Shared by Liz Galst


Liz Galst works as writer and editor at Environmental Defense Fund, a global nonprofit organization. Born in New York City and raised in its Westchester suburbs, she also makes some excellent kreplach with family and friends in the Big Apple. Here, she shares her story about gefilte fish in her own words.
When I explain to people that making gefilte fish is an all-day affair, they wonder why I make it. The trip to the fish store is 1 hour round-trip, or more if they forget my order, which has been known to happen. (There was also the time I came home with someone else’s yard-long carp.)
The stock, with fish heads and bones, takes at least 15 minutes to prepare. Chopping the fish? One hour. Shaping the fish balls is 20 minutes, there’s also cooking (2 hours), cooling (2 hours), and putting the gefilte fish into its containers (30 minutes.) Cleaning up is 1-2 hours —less with friends.
In all, it’s a lot of time that could be employed otherwise. But making gefilte fish to me contains everything about love, family, and Yiddishkeit that I want to experience and bring forward into the future. I would not be who I am without it.
I got my start in the enterprise at a young age — maybe 3 or 4. During what can only be described as marathon holiday cooking sessions, my dashing grandmother, Esther, and mother, Sandi, would post up in my family’s white Formica kitchen in the New York City suburbs. In one day they produced what I now understand to be an astounding amount of food: chicken soup with either kneidlach or kreplach, a delicate chopped liver, ginger-sweetened stuffed cabbage, a mostly orange-colored tzimmes, potato kugel, and a sublime amethyst Jello mold. For Pesach, there was a diaphanous sponge cake manifested from a dozen eggs and a shredded orange that seemed to embody the concept of the miraculous itself.
(If you’re wondering, “Where’s the green vegetable?”, remember, this was the 1970s.)
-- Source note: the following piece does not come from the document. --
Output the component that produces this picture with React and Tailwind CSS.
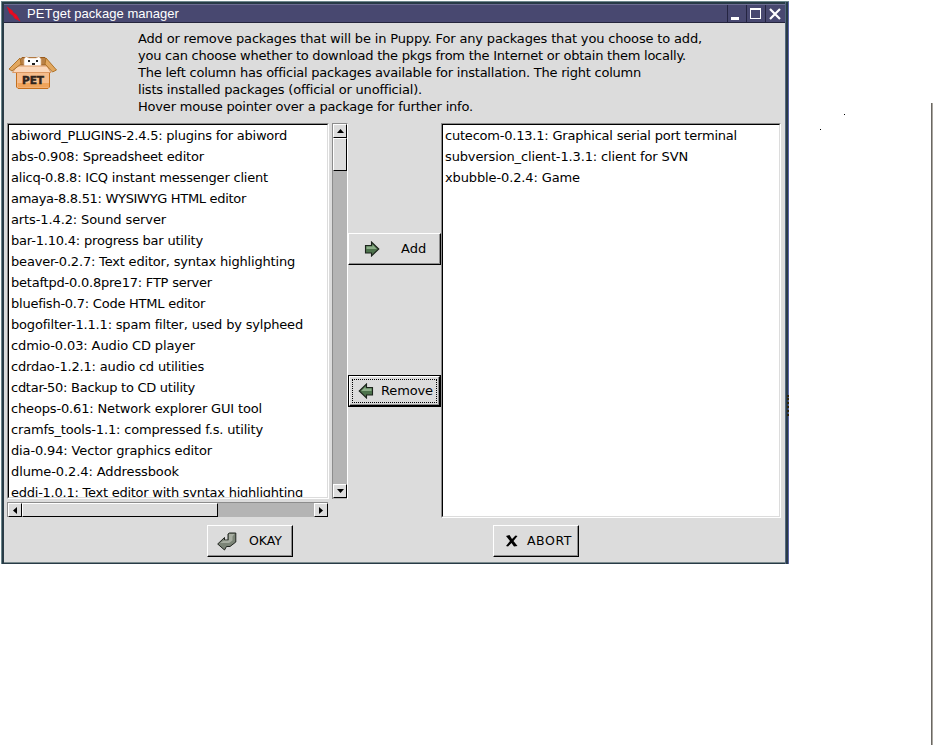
import React, { useLayoutEffect, useRef, useState } from "react";

const intro = [
  ["Add or remove packages that will be in Puppy. For any packages that you choose to add,", 564],
  ["you can choose whether to download the pkgs from the Internet or obtain them locally.", 548],
  ["The left column has official packages available for installation. The right column", 503],
  ["lists installed packages (official or unofficial).", 284],
  ["Hover mouse pointer over a package for further info.", 335],
];

const available = [
  ["abiword_PLUGINS-2.4.5: plugins for abiword", 276],
  ["abs-0.908: Spreadsheet editor", 193],
  ["alicq-0.8.8: ICQ instant messenger client", 257],
  ["amaya-8.8.51: WYSIWYG HTML editor", 235],
  ["arts-1.4.2: Sound server", 155],
  ["bar-1.10.4: progress bar utility", 192],
  ["beaver-0.2.7: Text editor, syntax highlighting", 284],
  ["betaftpd-0.0.8pre17: FTP server", 201],
  ["bluefish-0.7: Code HTML editor", 194],
  ["bogofilter-1.1.1: spam filter, used by sylpheed", 292],
  ["cdmio-0.03: Audio CD player", 184],
  ["cdrdao-1.2.1: audio cd utilities", 193],
  ["cdtar-50: Backup to CD utility", 184],
  ["cheops-0.61: Network explorer GUI tool", 251],
  ["cramfs_tools-1.1: compressed f.s. utility", 252],
  ["dia-0.94: Vector graphics editor", 201],
  ["dlume-0.2.4: Addressbook", 168],
  ["eddi-1.0.1: Text editor with syntax highlighting", 292],
];

const installed = [
  ["cutecom-0.13.1: Graphical serial port terminal", 292],
  ["subversion_client-1.3.1: client for SVN", 243],
  ["xbubble-0.2.4: Game", 135],
];

// Spreads a line's letters so that the line takes the given width.
function Line({ text, width }) {
  const ref = useRef(null);
  const [spacing, setSpacing] = useState(0);
  useLayoutEffect(() => {
    const natural = ref.current.getBoundingClientRect().width;
    setSpacing((width - natural) / text.length);
  }, [text, width]);
  return (
    <span ref={ref} className="inline-block whitespace-nowrap [font-variant-ligatures:none]" style={{ letterSpacing: `${spacing}px` }}>
      {text}
    </span>
  );
}

const raised =
  "bg-[#dcdcdc] border border-t-white border-l-white border-r-black border-b-black shadow-[inset_-1px_-1px_0_#8e8e8e]";
const thumb = "border border-b-black border-l-white border-r-black border-t-white bg-[#dcdcdc]";

function PetIcon() {
  return (
    <svg width="50" height="36" viewBox="0 0 50 36" className="block">
      <path d="M8 10 L14 2.500 H37 L43 10 Z" fill="#b98146" stroke="#9a5a1c" />
      <path d="M16 12 V4 L18 1.500 L21 3 H28 L31 1.500 L33 4 V12 Z" fill="#fff" stroke="#dcb48c" strokeWidth=".7" />
      <path d="M20 5h2v2h-2zM28 5h2v2h-2zM24 8h3v2h-3z" fill="#222" />
      <path d="M8.500 16 H41.500 V32 L40 33.500 H10 L8.500 32 Z" fill="#f6bd8c" stroke="#c46f1c" />
      <path d="M9.500 28 H41 V32.500 H10 Z" fill="#f0a45a" />
      <path d="M9 11 H39 L43 17.500 H4.500 Z" fill="#fbd8bb" stroke="#dc9862" />
      <path d="M12 3 L1 14 L4 16 L13 9 Z M38 3 L48.500 15 L44.500 17 L37 9 Z" fill="#e2a75e" stroke="#a86c20" strokeWidth=".9" />
      <text x="25" y="29" textAnchor="middle" fontFamily="DejaVu Sans" fontWeight="700" fontSize="10.500" textLength="22" lengthAdjust="spacingAndGlyphs" fill="#30241c" stroke="#30241c" strokeWidth=".5">PET</text>
    </svg>
  );
}

function Arrow({ flip }) {
  return (
    <svg width="16" height="16" viewBox="0 0 16 16" className={flip ? "block -scale-x-100" : "block"}>
      <path d="M1.500 4.500 H7.500 V1 L14.800 8 L7.500 15 V12 H1.500 Z" fill="#4d734c" stroke="#1d241d" strokeWidth="1.100" />
      <path d="M2.500 5.500 H8.500 V3.500 L12.800 8 H2.500 Z" fill="#8cae88" />
    </svg>
  );
}

function OkayIcon() {
  return (
    <svg width="20" height="19" viewBox="0 0 20 19" className="block">
      <path d="M11 2 L12.500 1 H18.800 V10 L13 14.500 H9.500 L7.500 18 L.7 12 L7.500 5.500 V8 H11 Z" fill="#7b8476" stroke="#20241f" />
      <path d="M12 2 H17.500 L15.500 4.500 V8.500 L12 11 H3 L7 8.500 H12 Z" fill="#a7ada1" />
    </svg>
  );
}

function AbortIcon() {
  return (
    <svg width="12" height="12" viewBox="0 0 12 12" className="block">
      <path d="M0 1 L3.500 0 L6 4 L9.500 .5 L11.500 1 L7.500 6 L11.500 11 L8 11.500 L5.500 8 L2 11.500 L0 11 L4 6 Z" fill="#000" />
    </svg>
  );
}

function Triangle({ dir }) {
  const points = { up: "0,4 3.5,0 7,4", down: "0,0 7,0 3.5,4", left: "4,0 4,7 0,3.5", right: "0,0 4,3.5 0,7" }[dir];
  const horizontal = dir === "left" || dir === "right";
  return (
    <svg width={horizontal ? 4 : 7} height={horizontal ? 7 : 4} className="block">
      <polygon points={points} fill="#000" />
    </svg>
  );
}

function ListBox({ items, className }) {
  return (
    <div className={`border-t border-l border-t-[#8c8c8c] border-l-[#8c8c8c] border-r border-b border-r-white border-b-white ${className}`}>
      <ul className="h-full overflow-hidden whitespace-nowrap border-t border-l border-r border-b border-t-black border-l-black border-r-[#dcdcdc] border-b-[#dcdcdc] bg-white pl-[2px] pt-px">
        {items.map(([text, width]) => (
          <li key={text} className="h-[21px] leading-[20px]"><Line text={text} width={width} /></li>
        ))}
      </ul>
    </div>
  );
}

export default function App() {
  return (
    <div className="flex h-[745px] w-[933px] overflow-hidden bg-white font-['DejaVu_Sans',sans-serif] text-[13px] text-black">
      <div className="relative ml-px mt-px h-[563px] w-[788px] border-l border-t border-[#6b858b] bg-[#283b46] pl-[2px] pt-[2px]">
        <div className="flex h-[19px] w-[781px] items-center border-b border-t border-b-[#24243c] border-t-[#6d6d93] bg-[#484870] font-['Liberation_Sans',sans-serif] text-white">
          <svg width="18" height="16" className="block">
            <path d="M4 2 L8 5 L9 7 L12 9 L15 14 L11 12 L9 9 L6 7 Z" fill="#f00b20" stroke="#e00c22" strokeWidth="1.200" />
          </svg>
          <span className="ml-[5px] grow text-[13px] leading-[17px]"><Line text="PETget package manager" width={152} /></span>
          <div className="flex h-full items-center">
            <span className="flex h-full w-[19px] items-center border-l border-[#242441] pl-[3px]"><i className="mt-[9px] h-[3px] w-[8px] bg-white" /></span>
            <span className="flex h-full w-[19px] items-center border-l border-[#242441] pl-[3px]"><i className="h-[11px] w-[11px] border border-t-2 border-white" /></span>
            <span className="flex h-full w-[20px] items-center border-l border-[#242441] pl-[3px]">
              <svg width="12" height="12" className="block"><path d="M1 1 L11 11 M11 1 L1 11" stroke="#fff" strokeWidth="2.200" /></svg>
            </span>
          </div>
        </div>

        <div className="h-[540px] w-[781px] border-b border-[#7b8a8d] bg-[#dcdcdc]">
          <header className="flex h-[100px]">
            <div className="w-[134px] pl-[4px] pt-[32px]"><PetIcon /></div>
            <div className="whitespace-nowrap pt-[7px] leading-[17px]">
              {intro.map(([text, width]) => <p key={text} className="h-[17px]"><Line text={text} width={width} /></p>)}
            </div>
          </header>

          <main className="flex h-[395px] pl-[3px]">
            <div className="w-[322px]">
              <ListBox items={available} className="h-[376px]" />
              <div className="mt-[3px] flex h-[15px] w-[321px] border-l border-t border-[#8c8c8c] bg-[#b4b4b4]">
                <div className={`flex w-[14px] items-center justify-center ${thumb}`}><Triangle dir="left" /></div>
                <div className={`w-[196px] ${thumb}`} />
                <div className="grow" />
                <div className={`flex w-[14px] items-center justify-center ${thumb}`}><Triangle dir="right" /></div>
              </div>
            </div>
            <div className="ml-[3px] flex h-[376px] w-[16px] flex-col border-l border-t border-r border-l-[#8c8c8c] border-t-[#8c8c8c] border-r-white bg-[#b4b4b4]">
              <div className={`flex h-[14px] items-center justify-center ${thumb}`}><Triangle dir="up" /></div>
              <div className={`h-[33px] ${thumb}`} />
              <div className="grow" />
              <div className={`mb-px flex h-[14px] items-center justify-center ${thumb}`}><Triangle dir="down" /></div>
            </div>
            <div className="w-[93px] pt-[110px]">
              <button className={`flex h-[32px] w-[93px] items-center ${raised} pl-[15px]`}>
                <Arrow /><span className="ml-[21px]">Add</span>
              </button>
              <button className="mt-[110px] flex h-[32px] w-[93px] border border-black">
                <span className={`flex h-full w-full ${raised} p-[2px]`}>
                  <span className="flex w-full items-center border border-dotted border-black pl-[5px] text-left">
                    <Arrow flip /><span className="ml-[7px]"><Line text="Remove" width={52} /></span>
                  </span>
                </span>
              </button>
            </div>
            <ListBox items={installed} className="h-[395px] w-[340px]" />
          </main>

          <footer className="flex pl-[203px] pt-[7px]">
            <button className={`flex h-[32px] w-[86px] items-center ${raised} pl-[9px]`}>
              <OkayIcon /><span className="ml-[12px] pt-px text-[12.500px]"><Line text="OKAY" width={33} /></span>
            </button>
            <button className={`ml-[200px] flex h-[32px] w-[86px] items-center ${raised} pl-[12px]`}>
              <AbortIcon /><span className="ml-[9px] pt-px text-[12.500px]"><Line text="ABORT" width={45} /></span>
            </button>
          </footer>
        </div>
        <i className="absolute right-0 top-0 h-full w-px bg-[#5b63a5]" />
        <i className="absolute right-[3px] top-0 h-full w-px bg-[#53667f]" />
        <i className="absolute right-0 top-[393px] h-[21px] w-[2px] border-r-2 border-dotted border-[#30260c]" />
      </div>
      <div className="relative grow">
        <i className="absolute left-[55px] top-[114px] size-px bg-black" />
        <i className="absolute left-[31px] top-[129px] size-px bg-black" />
        <i className="absolute right-0 top-[103px] h-[642px] w-[2px] border-r border-[#aaa7a1] bg-[#6a6762]" />
      </div>
    </div>
  );
}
My grandmother was a compelling woman, the New Jersey-born daughter of teenage immigrants from Poland’s Bialystok and the Russian city of Slutsk. She wore her deep wrinkles and her white hair proudly and had many loves in addition to her nine grandchildren, whose birthstones she wore on a pendant around her neck. There was playing the quarter slots in Atlantic City, joining her fellow travel agents on comped cruises around the glinting, azure Caribbean, and games of canasta and mah-jongg with her best friends at her kitchen table in Queens.
And yet, here she was, spending the day with us in the suburbs, preparing for family holiday meals instead.
Even at a young age, in an oversized apron, as her apprentice, I felt alive, powerful and competent. Amid all the chopping, peeling, slicing, and mixing, I learned to love not only the tactile pleasure of the preparations but the deep sense of belonging I felt in my grandmother and mother’s presence. Through their conversations I also learned what could be lost. There were cousins hooked on drugs and others who went off around the world to find the meaning of life in other traditions.
Even as a child, I thought: “Not on my watch.”
As I got older, I became the muscle behind the gefilte fish operation. (After all, it requires a lot of chopping.) And even when I lived four hours away from my mother and grandmother, I always came home to cook for the holidays. In some way, it was how I marked time.
I even came out as a lesbian to my grandmother while making gefilte fish for Passover one year. Her first response? “Do you think there’s enough salt in the fish?” This was the late 1980s, when there were no lesbian Winter Olympians proposing on national TV, no lesbian governors, no lesbian comedians with HBO specials, no cashiers at the local supermarket wearing Pride flag pins and rainbow barrettes. True to her embracing nature, my grandmother quickly righted herself, asked a few questions about AIDS – again, it was the late 1980s – and whether it would still be possible for me to have children.
She loved me for who I was, not who she once wanted me to be.
Now that my mother and grandmother are gone, I understand better what it is that can be lost, and how it is up to me and the gefilte fish to hold their memory. I make it in my own kitchen with friends every year before Pesach and Rosh Hashanah. And I, too, have been blessed with an apprentice. That my daughter, Naomi, comes home from college with her friends to cook gefilte fish for the holidays is really the great accomplishment of my life.
All day in the kitchen for gefilte fish? For me, it is definitely worth it.